The path to net zero is not new to CalSTRS but Jenkinson, and others, had some reservations about whether a pledge would be the most appropriate motivational force for the investment team. In the end the board felt comfortable the pledge was a necessary step to take, not least because it meant a commonality in the trajectory alongside other investors.

“We really looked at whether the pledge would it be helpful or hindrance to motivate the investment professionals. It felt like jumping on a bandwagon that was going 100 miles an hour – was that a good thing or not?

“We decided this is the moment, it is about having a common trajectory. And part of us being successful depends on everyone else.”

The fund announced its pledge last month but has also committed to a 12-month period of deliberation around the plan, including interim targets, on how to achieve net zero.

“We need work on the accountability we need to hold ourselves to. It is the same as we are engaging the companies we invest in, set strategic targets and goals and then the plan to achieve them.”

Allowing a year to develop a strategic plan around the commitment gives CalSTRS the chance to “make good choices as an organisation” Jenkinson says.

A governance structure has been established with a focused team committed to the plan that includes CIO Chris Ailman, deputy CIO, Scott Chan and the heads of investment divisions.

CalSTRS has invested in a low-carbon public equities equities index since 2016 and in 2017 it excluded thermal coal.

In 2019 the fund set out its investment beliefs which included climate change as a risk, and set out a multi-year low-carbon transition workplan, but even two years ago “net zero” was not part of common parlance.

“This meant we would be more systematic about how we understand the low carbon transition of the economy, the transition and physical risks and how to educate the board and staff,” Jenkinson says.
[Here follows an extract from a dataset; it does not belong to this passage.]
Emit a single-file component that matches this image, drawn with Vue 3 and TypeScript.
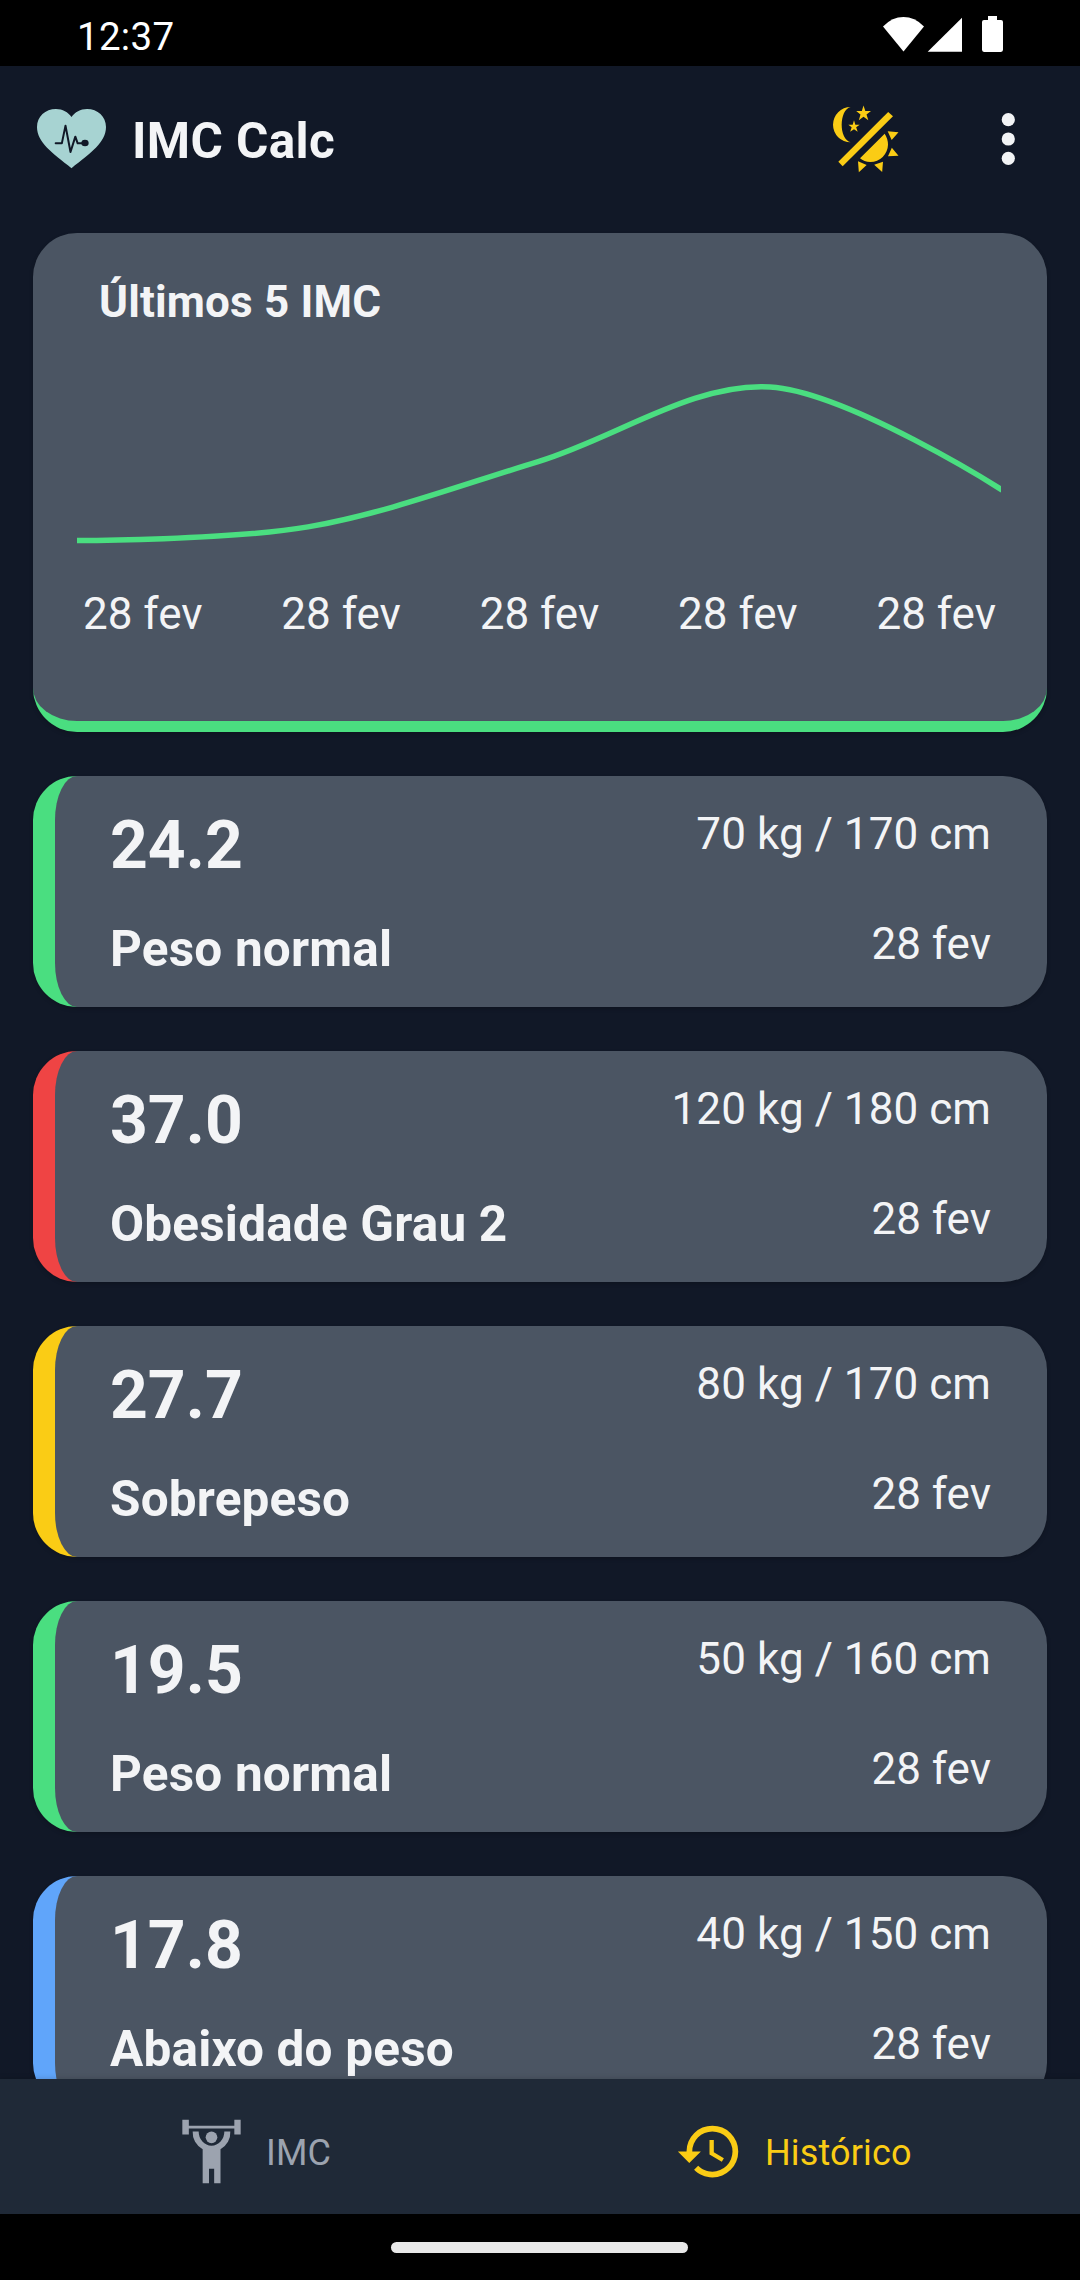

The portfolio that Jenkinson manages, the Sustainable Investment and Stewardship Strategies, aims to be a catalyst in transforming the financial markets to focus on long- term value creation that fully integrates sustainability considerations and uses CalSTRS’ influence as a significant global investor to promote sustainable business practices and public policies. That portfolio was recently expanded to include both public and private assets and make up 5 per cent of the fund.

“Part of the evolution to make the pledge was the need to expand our activities in this area because the world is changing around us,” she says. “We will determine how we prioritise across asset classes but we are clear we are taking a whole of fund approach.”

While CalSTRS was already focusing on risk and investing in solutions, the net zero pledge focuses plans on structurally integrating net zero into its portfolio plans.

Measurement will be the initial focus of the plan, with carbon footprinting of public assets already complete a a year ago the next effort will be on private assets.

 

 

 

Leave a Comment

La Caisse’s oil exit pays off as renewables portfolio pulls ahead of fossil fuels

La Caisse’s oil exit pays off as renewables portfolio pulls ahead of fossil fuels

Divesting from the oil sector has been a boon for La Caisse’s performance, as the Canadian pension giant says its energy investments have earned billions in value-add compared to the benchmark since the inception of its climate strategy. Head of sustainability Bertrand Millot unpacks the fund’s approach in an interview with Top1000funds.com.

Sort content by

Behind OTPP’s net zero 2050 plan

Ontario Teachers' has launched its plan to reach net-zero portfolio emissions by 2050, the culmination of a decade of work by the fund in addressing climate change. Amanda White looks at the fund’s climate journey, which has significant lessons for other funds looking to move to net zero.

A new era of ESG under Biden

Against all odds, there is an air of optimism in 2021. We have entered a new era in US politics, and the inauguration of the Biden-Harris administration brings renewed hope for sustainable investment, particularly climate policy. So what can investors expect?

CFA’s future of sustainability

A huge survey by the CFA Institute of more than 7,000 industry participants has found 85 per cent of CFA Institute members now consider ESG factors in their investing, but it also reveals a big gap in the required skills, data and culture around ESG. Rebecca Fender explains.

Avoiding the pitfalls of ESG scores

Academic research has underlined that ESG scores are not able to guide issuers or investors concerned with social welfare and environmental sustainability. Erik Christiansen discusses why ESG screening is a better alternative to ESG scores.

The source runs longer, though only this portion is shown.